A woman's main focus moves off her partner once grandchildren arrive
A new study suggests that a woman's most intense relationship in her 20s is with a member of the opposite sex, but after the age of 45 this relationship shifts to a much younger female who is likely to be her daughter.
The researchers suggest that women are more strategically driven than men in how they invest their time and after finding a mate, they shift their attention to grandchildren. The research by the University of Oxford in the UK, Finland, the United States and Hungary is published in the journal Scientific Reports.
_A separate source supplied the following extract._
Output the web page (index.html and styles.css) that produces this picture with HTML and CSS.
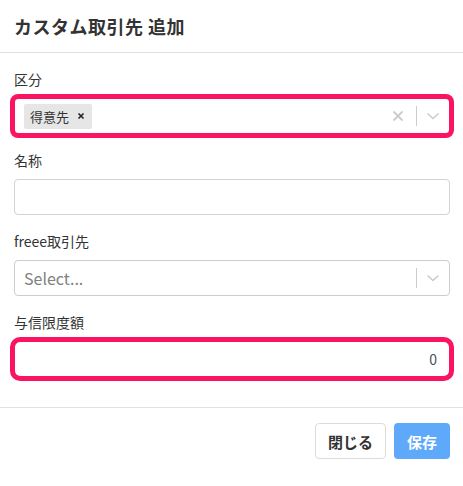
FILE: index.html
```html
<!DOCTYPE html>
<html lang="ja">
<head>
    <meta charset="UTF-8">
    <title>カスタム取引先 追加</title>
    <link rel="stylesheet" href="styles.css">
</head>
<body>
    <div class="modal">
        <div class="modal-header">
            <h5 class="modal-title">カスタム取引先 追加</h5>
        </div>
        <div class="modal-body">
            <div class="form-group">
                <label class="form-label">区分</label>
                <div class="select mark">
                    <div class="select-values">
                        <div class="chip">
                            <span class="chip-label">得意先</span>
                            <span class="chip-remove">
                                <svg width="8" height="8" viewBox="0 0 8 8"><path d="M1.5 1.5L6.5 6.5M6.5 1.5L1.5 6.5" stroke="#222" stroke-width="1.6"/></svg>
                            </span>
                        </div>
                    </div>
                    <div class="select-indicators">
                        <span class="indicator">
                            <svg width="12" height="12" viewBox="0 0 12 12"><path d="M1.5 1.5L10.5 10.5M10.5 1.5L1.5 10.5" stroke="#cccccc" stroke-width="1.8"/></svg>
                        </span>
                        <span class="separator"></span>
                        <span class="indicator">
                            <svg width="14" height="8" viewBox="0 0 14 8"><path d="M1.5 1.5L7 6.5L12.5 1.5" fill="none" stroke="#cccccc" stroke-width="1.6"/></svg>
                        </span>
                    </div>
                </div>
            </div>
            <div class="form-group">
                <label class="form-label">名称</label>
                <input class="form-control" type="text">
            </div>
            <div class="form-group">
                <label class="form-label">freee取引先</label>
                <div class="select">
                    <div class="select-values">
                        <span class="placeholder">Select...</span>
                    </div>
                    <div class="select-indicators">
                        <span class="separator"></span>
                        <span class="indicator">
                            <svg width="14" height="8" viewBox="0 0 14 8"><path d="M1.5 1.5L7 6.5L12.5 1.5" fill="none" stroke="#cccccc" stroke-width="1.6"/></svg>
                        </span>
                    </div>
                </div>
            </div>
            <div class="form-group">
                <label class="form-label">与信限度額</label>
                <input class="form-control number mark" type="text" value="0">
            </div>
        </div>
        <div class="modal-footer">
            <button class="btn btn-light">閉じる</button>
            <button class="btn btn-primary">保存</button>
        </div>
    </div>
</body>
</html>
```

FILE: styles.css
```css
*{
    box-sizing: border-box;
}
body{
    margin: 0;
    background: #fff;
    font-family: "Noto Sans CJK JP", "Noto Sans", sans-serif;
    color: #212529;
}
.modal{
    width: 463px;
}
.modal-header{
    height: 53px;
    padding: 0 14px;
    border-bottom: 1px solid #dee2e6;
    display: flex;
    align-items: center;
}
.modal-title{
    margin: 0;
    font-size: 18px;
    font-weight: 700;
    letter-spacing: 0.5px;
    color: #333;
    line-height: 1.5;
}
.modal-body{
    padding: 16px 13px 14px 14px;
}
.form-group{
    margin-bottom: 16px;
}
.form-label{
    display: block;
    font-size: 14px;
    line-height: 21px;
    margin-bottom: 8px;
    color: #333;
}
.form-control{
    display: block;
    width: 100%;
    height: 36px;
    padding: 0 12px;
    font-family: inherit;
    font-size: 14px;
    color: #495057;
    border: 1px solid #ced4da;
    border-radius: 4px;
    background: #fff;
}
.number{
    text-align: right;
}
/* 赤い強調枠 */
.mark{
    outline: 5px solid #fb1460;
    outline-offset: -1px;
    border-radius: 6px;
}
.select{
    height: 36px;
    display: flex;
    align-items: center;
    border: 1px solid #ccc;
    border-radius: 4px;
    background: #fff;
}
.select-values{
    flex: 1;
    display: flex;
    align-items: center;
    padding: 0 8px;
}
.placeholder{
    font-size: 16px;
    color: #808080;
    margin-left: 1px;
}
.chip{
    display: flex;
    align-items: center;
    height: 25px;
    margin-left: 1px;
    background: #e6e6e6;
    border-radius: 2px;
}
.chip-label{
    font-size: 13px;
    color: #333;
    padding: 0 5px 0 6px;
}
.chip-remove{
    display: flex;
    align-items: center;
    padding: 0 7px 0 3px;
}
.select-indicators{
    display: flex;
    align-items: center;
    height: 100%;
}
.indicator{
    display: flex;
    align-items: center;
    justify-content: center;
    padding: 0 9px;
}
.indicator:first-child{
    padding-right: 12px;
}
.separator{
    width: 1px;
    height: 20px;
    background: #ccc;
}
.modal-footer{
    border-top: 1px solid #dee2e6;
    padding: 15px 13px 0 0;
    display: flex;
    justify-content: flex-end;
    gap: 8px;
}
.btn{
    height: 36px;
    padding: 0 12px;
    font-family: inherit;
    font-size: 15px;
    font-weight: 700;
    border-radius: 4px;
    border: 1px solid transparent;
}
.btn-light{
    background: #fff;
    border-color: #dcdcdc;
    color: #333;
}
.btn-primary{
    background: #5ea9f9;
    color: #fff;
}
```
With information limited to the gender and age of users from a large mobile phone database of three million subscribers, the researchers analysed the number and frequency of contacts each subscriber made over a seven-month period. Researchers defined a 'best friend' as the individual who the subscriber texted or called the most. Out of a total of two billion phone calls and half a million text messages, the researchers were able to rank each of the mobile phone users 'best friends' in first, second and third place.
Researchers found that women spend more time and effort than men in maintaining a close relationship with a member of the opposite sex (boyfriend or spouse) from their early 20s. They found that a man's closest contact was his wife or girlfriend, but that level of contact was much steadier and less intense than for women.
The researchers suggest that from their early 20s, women are investing more of their time than men in finding a potential mate; but this intense interest tails off from the age of 45. The peak contact time with their daughters was likely to be when the woman was around the age of 60, the study found. At the later stage in life, women tended to be more likely to be in close contact with their daughters than their husbands or their sons.
The research suggests that once fathers were around 50 years old they had peak contact time with their daughters, but at this stage fathers still spent about half as much time as the mothers staying in touch with their daughters.
Men communicated mostly with their wives, and there was what the researchers call a 'striking tendency' for men to have a greater gender balance in their close relationships. The researchers found that men did not discriminate at all on the basis of gender where their own children were concerned.
By contrast, women were found to be far more gender-biased in who they maintained close contact with at any given time. Co-author Professor Robin Dunbar from the Institute of Cognitive and Evolutionary Anthropology at the University of Oxford said: 'This suggests that the intimate structure of human social networks are driven much more by womens interests than by men's men are more casual in their social relationships, whereas women know what their social goals are and go for them.'
The researchers say that for the first time they have captured strikingly different patterns of behaviour between men and women that reflect how social strategies change over a lifetime as a consequence of changing reproductive interests.
Women were found to shift their relationship preferences, investing far more time and effort than men in communicating with the opposite sex when they were of childbearing age. Although this was previously suspected, the study remarks that until now this has been particularly difficult to test.
Meanwhile, the study suggests that men are less strategic in their communications with their nearest and dearest. It notes that while scholars have tended to focus on male bonding behavior in defining human sociality, this study underlines the importance of mother-daughter relationships in understand how the structure of human society has evolved.